The Best and Worst Movies of the Tribeca Film Festival

Capsule reviews of 20 narrative highlights and lowlights, including "Rock’n Roll," "The Lovers," and "Abundant Acreage Available."



Quinn Shephard. Write that name down, commit it to memory, you’ll be hearing a lot more about it – particularly once people get a look at this brutally intelligent and dazzlingly visceral high school drama from the 22-year-old auteur, who writes, directs, stars, and edits. Yet she has the confidence and skill of a seasoned filmmaker, boasting a sharp sense of film rhythm, a mastery of mood, and clearly defined characters – the protagonist, the antagonist, and shaded in-betweens. She uses those assumptions as shorthand, and then spends the movie complicating them; the shiftiness of these inter-personal dynamics give the movie its drumbeat. On top of all that, her leading performance is a monster, with Shephard pulling off the nearly impossible task of convincingly playing a great actor. Then again, it doesn’t look like it was much of a stretch.

The Lovers

Writer/director Azazel Jacobs (Terri) drops into this story of a disintegrated married couple, and the affairs that are about to finally end their union, at the point in their story when most other films would end, and that’s part of its genius; it’s the old saw about every unhappy family’s differences, and there are telling contrasts between not only the marriage and the affairs, but between the affairs themselves.
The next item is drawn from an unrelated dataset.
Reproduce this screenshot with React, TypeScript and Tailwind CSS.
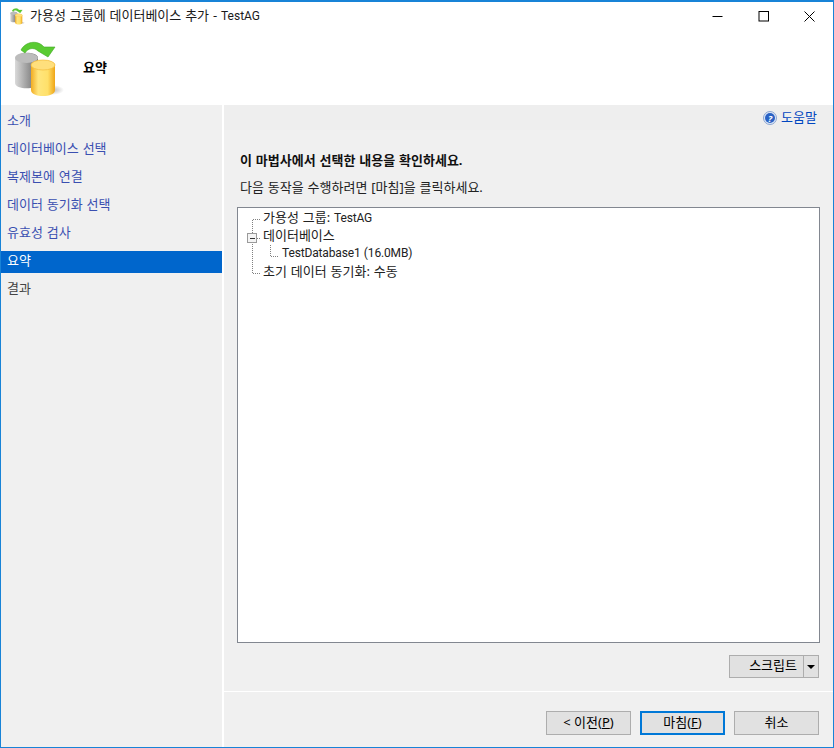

And then Jacobs flips the entire script, throwing their countdown to separation into an upheaval with the marvelous premise of a couple accidentally rediscovering their passion, and cheating on their lovers with their spouse. Yet even this isn’t played as the dopey comedy it could’ve been; Jacobs and his enviable cast (which includes Debra Winger, Tracy Letts, Melora Walters, and Aiden Gillen) play the humanity of the situation, its tenderness and its sadness, with an evenness and purpose that’s sort of astonishing. It’s a quiet little movie, but it lingers.